Saturday, April 12, 2014

Is the Party Over for China?

We keep reading that China is bound to slow down its growth, or reform, or tackle corruption, or float the yuan, or democratize, or what have you.  If you read the entertaining Gordon Chang, the China collapse will happen Any Day Now.  Did China's banks make too many bad loans?  That's entirely the point; that's the system they run. But here's a quote from a column by David Ignatius:
What's different now is partly that Xi Jinping and Li Keqiang, the new Chinese president and prime minister, respectively, seem to mean business about puncturing the bubble economy. Stevenson-Yang quotes a 2013 warning from Li that reforming China's banks would be like "disarming land mines," because they had made so many questionable loans. http://www.realclearpolitics.com/articles/2014/04/11/in_china_warning_signs_122241.html
I heard former Ambassador Jon Huntsman at an OSAC conference describe Xi Jinping as "a reformer to his bones."  Will see. The country is, as Ignatius admits, "opaque."
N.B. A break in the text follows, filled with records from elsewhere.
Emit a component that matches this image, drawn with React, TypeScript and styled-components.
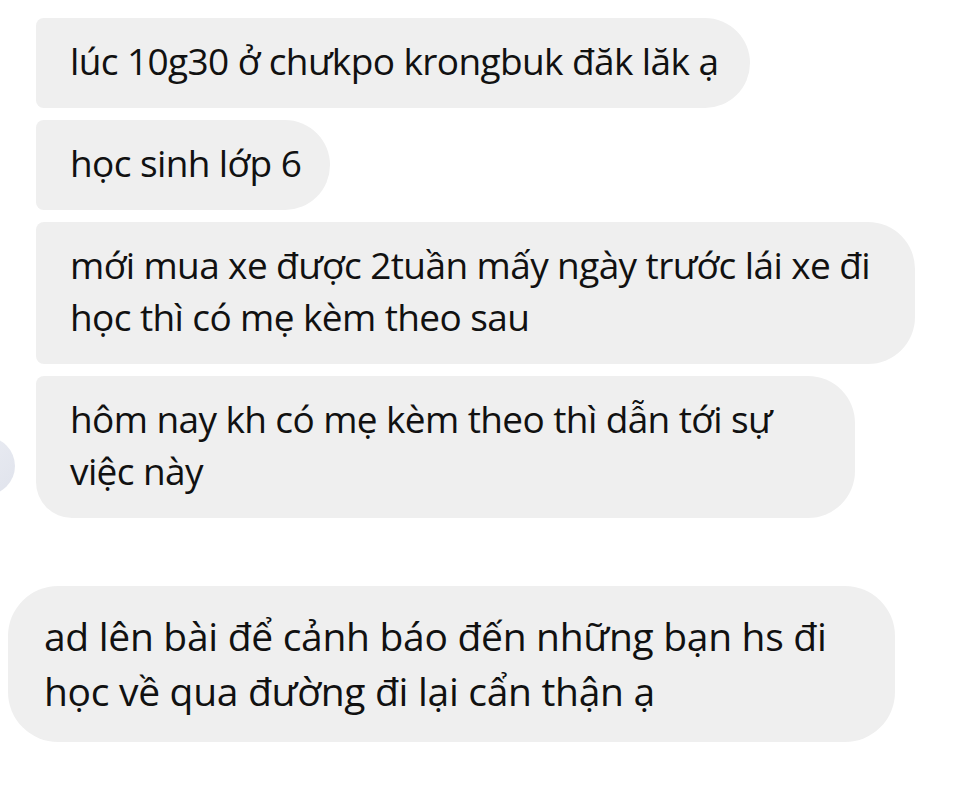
import React from 'react'
import styled, { createGlobalStyle } from 'styled-components'

const GlobalStyle = createGlobalStyle`
  html, body {
    margin: 0;
    padding: 0;
    background: #ffffff;
  }
  body {
    font-family: 'Open Sans', 'Noto Sans', sans-serif;
    color: #111111;
    overflow: hidden;
  }
`

type TMessage = {
  lines: string[]
  width: number
}

const Page = styled.div`
  width: 980px;
  height: 796px;
  display: flex;
  flex-direction: column;
  padding-top: 18px;
  box-sizing: border-box;
`

const Group = styled.div`
  display: flex;
  align-items: flex-end;
`

const AvatarSlot = styled.div`
  width: 36px;
  flex-shrink: 0;
  display: flex;
  align-items: flex-end;
`

const Avatar = styled.div`
  width: 58px;
  height: 58px;
  margin-left: -43px;
  margin-bottom: 23px;
  border-radius: 50%;
  background: linear-gradient(135deg, #eceef4, #e0e3ec);
`

const Stack = styled.div`
  display: flex;
  flex-direction: column;
  align-items: flex-start;
  gap: 12px;
`

const Bubble = styled.div<{ $w: number; $last: boolean }>`
  box-sizing: border-box;
  width: ${({ $w }) => $w}px;
  padding: 17px 0 21px 34px;
  background: #efefef;
  font-size: 37px;
  line-height: 52px;
  letter-spacing: -0.6px;
  white-space: nowrap;
  border-radius: 8px 47px 47px ${({ $last }) => ($last ? 36 : 8)}px;
`

const Single = styled.div`
  box-sizing: border-box;
  width: 887px;
  margin: 68px 0 0 8px;
  padding: 22px 0 24px 36px;
  background: #efefef;
  border-radius: 50px;
  font-size: 39px;
  line-height: 55px;
  letter-spacing: -0.3px;
  white-space: nowrap;
`

const messages: TMessage[] = [
  { lines: ['lúc 10g30 ở chưkpo krongbuk đăk lăk ạ'], width: 714 },
  { lines: ['học sinh lớp 6'], width: 294 },
  {
    lines: ['mới mua xe được 2tuần mấy ngày trước lái xe đi', 'học thì có mẹ kèm theo sau'],
    width: 879
  },
  {
    lines: ['hôm nay kh có mẹ kèm theo thì dẫn tới sự', 'việc này'],
    width: 819
  }
]

const Lines: React.FC<{ lines: string[] }> = ({ lines }) => (
  <>
    {lines.map((line, i) => (
      <div key={i}>{line}</div>
    ))}
  </>
)

export default function App(): JSX.Element {
  return (
    <Page>
      <GlobalStyle />
      <Group>
        <AvatarSlot>
          <Avatar />
        </AvatarSlot>
        <Stack>
          {messages.map((m, i) => (
            <Bubble key={i} $w={m.width} $last={i === messages.length - 1}>
              <Lines lines={m.lines} />
            </Bubble>
          ))}
        </Stack>
      </Group>
      <Single>
        <Lines
          lines={['ad lên bài để cảnh báo đến những bạn hs đi', 'học về qua đường đi lại cẩn thận ạ']}
        />
      </Single>
    </Page>
  )
}
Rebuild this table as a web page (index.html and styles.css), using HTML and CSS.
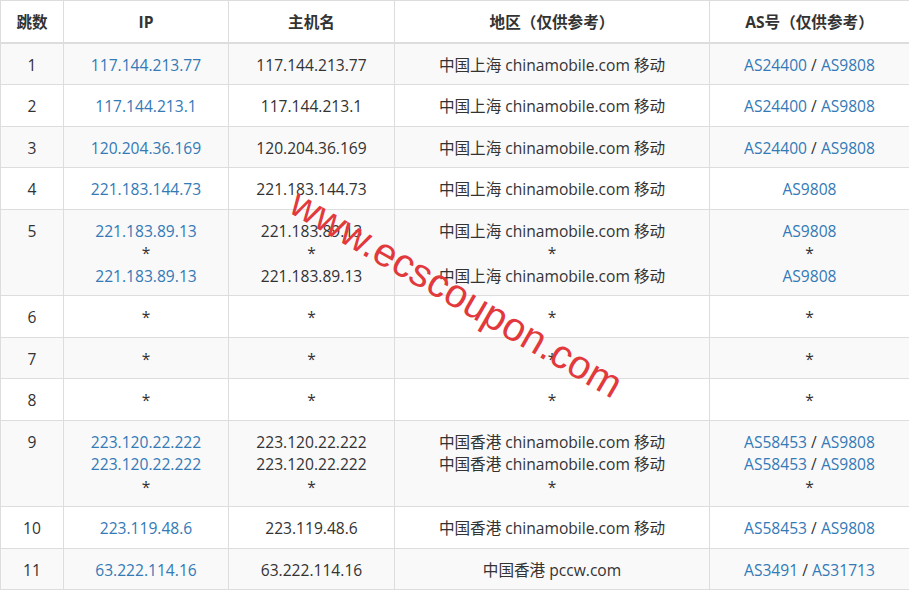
FILE: index.html
```html
<!DOCTYPE html>
<html lang="zh-CN">
<head>
  <meta charset="UTF-8" />
  <meta name="viewport" content="width=device-width, initial-scale=1.0"/>
  <title>路由追踪</title>
  <link rel="stylesheet" href="styles.css">
</head>
<body>
  <div class="wrap">
    <table class="trace">
      <thead>
        <tr>
          <th class="col-hop">跳数</th>
          <th class="col-ip">IP</th>
          <th class="col-host">主机名</th>
          <th class="col-geo">地区（仅供参考）</th>
          <th class="col-as">AS号（仅供参考）</th>
        </tr>
      </thead>
      <tbody>
        <tr>
          <td>1</td>
          <td><a href="#">117.144.213.77</a></td>
          <td>117.144.213.77</td>
          <td>中国上海 chinamobile.com 移动</td>
          <td><a href="#">AS24400</a> / <a href="#">AS9808</a></td>
        </tr>
        <tr>
          <td>2</td>
          <td><a href="#">117.144.213.1</a></td>
          <td>117.144.213.1</td>
          <td>中国上海 chinamobile.com 移动</td>
          <td><a href="#">AS24400</a> / <a href="#">AS9808</a></td>
        </tr>
        <tr>
          <td>3</td>
          <td><a href="#">120.204.36.169</a></td>
          <td>120.204.36.169</td>
          <td>中国上海 chinamobile.com 移动</td>
          <td><a href="#">AS24400</a> / <a href="#">AS9808</a></td>
        </tr>
        <tr>
          <td>4</td>
          <td><a href="#">221.183.144.73</a></td>
          <td>221.183.144.73</td>
          <td>中国上海 chinamobile.com 移动</td>
          <td><a href="#">AS9808</a></td>
        </tr>
        <tr>
          <td>5</td>
          <td><a href="#">221.183.89.13</a><br>*<br><a href="#">221.183.89.13</a></td>
          <td>221.183.89.13<br>*<br>221.183.89.13</td>
          <td>中国上海 chinamobile.com 移动<br>*<br>中国上海 chinamobile.com 移动</td>
          <td><a href="#">AS9808</a><br>*<br><a href="#">AS9808</a></td>
        </tr>
        <tr>
          <td>6</td>
          <td>*</td>
          <td>*</td>
          <td>*</td>
          <td>*</td>
        </tr>
        <tr>
          <td>7</td>
          <td>*</td>
          <td>*</td>
          <td>*</td>
          <td>*</td>
        </tr>
        <tr>
          <td>8</td>
          <td>*</td>
          <td>*</td>
          <td>*</td>
          <td>*</td>
        </tr>
        <tr>
          <td>9</td>
          <td><a href="#">223.120.22.222</a><br><a href="#">223.120.22.222</a><br>*</td>
          <td>223.120.22.222<br>223.120.22.222<br>*</td>
          <td>中国香港 chinamobile.com 移动<br>中国香港 chinamobile.com 移动<br>*</td>
          <td><a href="#">AS58453</a> / <a href="#">AS9808</a><br><a href="#">AS58453</a> / <a href="#">AS9808</a><br>*</td>
        </tr>
        <tr>
          <td>10</td>
          <td><a href="#">223.119.48.6</a></td>
          <td>223.119.48.6</td>
          <td>中国香港 chinamobile.com 移动</td>
          <td><a href="#">AS58453</a> / <a href="#">AS9808</a></td>
        </tr>
        <tr>
          <td>11</td>
          <td><a href="#">63.222.114.16</a></td>
          <td>63.222.114.16</td>
          <td>中国香港 pccw.com</td>
          <td><a href="#">AS3491</a> / <a href="#">AS31713</a></td>
        </tr>
      </tbody>
    </table>

    <!-- watermark -->
    <div class="watermark">www.ecscoupon.com</div>
  </div>
</body>
</html>
```

FILE: styles.css
```css
* {
  box-sizing: border-box;
  margin: 0;
  padding: 0;
}

body {
  background: #fff;
  font-family: 'Open Sans', 'Noto Sans CJK SC', sans-serif;
  font-size: 15.6px;
  color: #333;
}

.wrap {
  position: relative;
  width: 909px;
  overflow: hidden;
}

.trace {
  width: 909px;
  border-collapse: collapse;
  table-layout: fixed;
  border: 1px solid #ddd;
}

.trace th,
.trace td {
  border: 1px solid #ddd;
  padding: 10px 6px 8px;
  line-height: 22.5px;
  text-align: center;
  vertical-align: top;
  white-space: nowrap;
}

.trace th {
  font-weight: 700;
  border-bottom: 2px solid #ddd;
}

.trace tbody tr:nth-child(odd) {
  background: #f9f9f9;
}

.trace a {
  color: #337ab7;
  text-decoration: none;
}

.col-hop { width: 63px; }
.col-ip { width: 165px; }
.col-host { width: 166px; }
.col-geo { width: 315px; }
.col-as { width: 200px; }

.watermark {
  position: absolute;
  left: 305px;
  top: 180px;
  font-family: 'Liberation Sans', sans-serif;
  font-size: 40px;
  color: #e2393c;
  transform: rotate(30deg);
  transform-origin: left top;
  pointer-events: none;
  white-space: nowrap;
}
```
If we are concerned about China from a security perspective--and the PLA keeps giving us and the Japanese reasons to be concerned--we should welcome this news.  Other low-wage countries in our allied rimlands will start picking up the slack.

As Edward Luttwak maintains in his recent book, the only real counter to China's rise is a rational geoeconomic strategy.  This would entail privileging our industrial base.  But our government is divided; the US Treasury under Mr. Geithner has been on a mission to promote China's growth.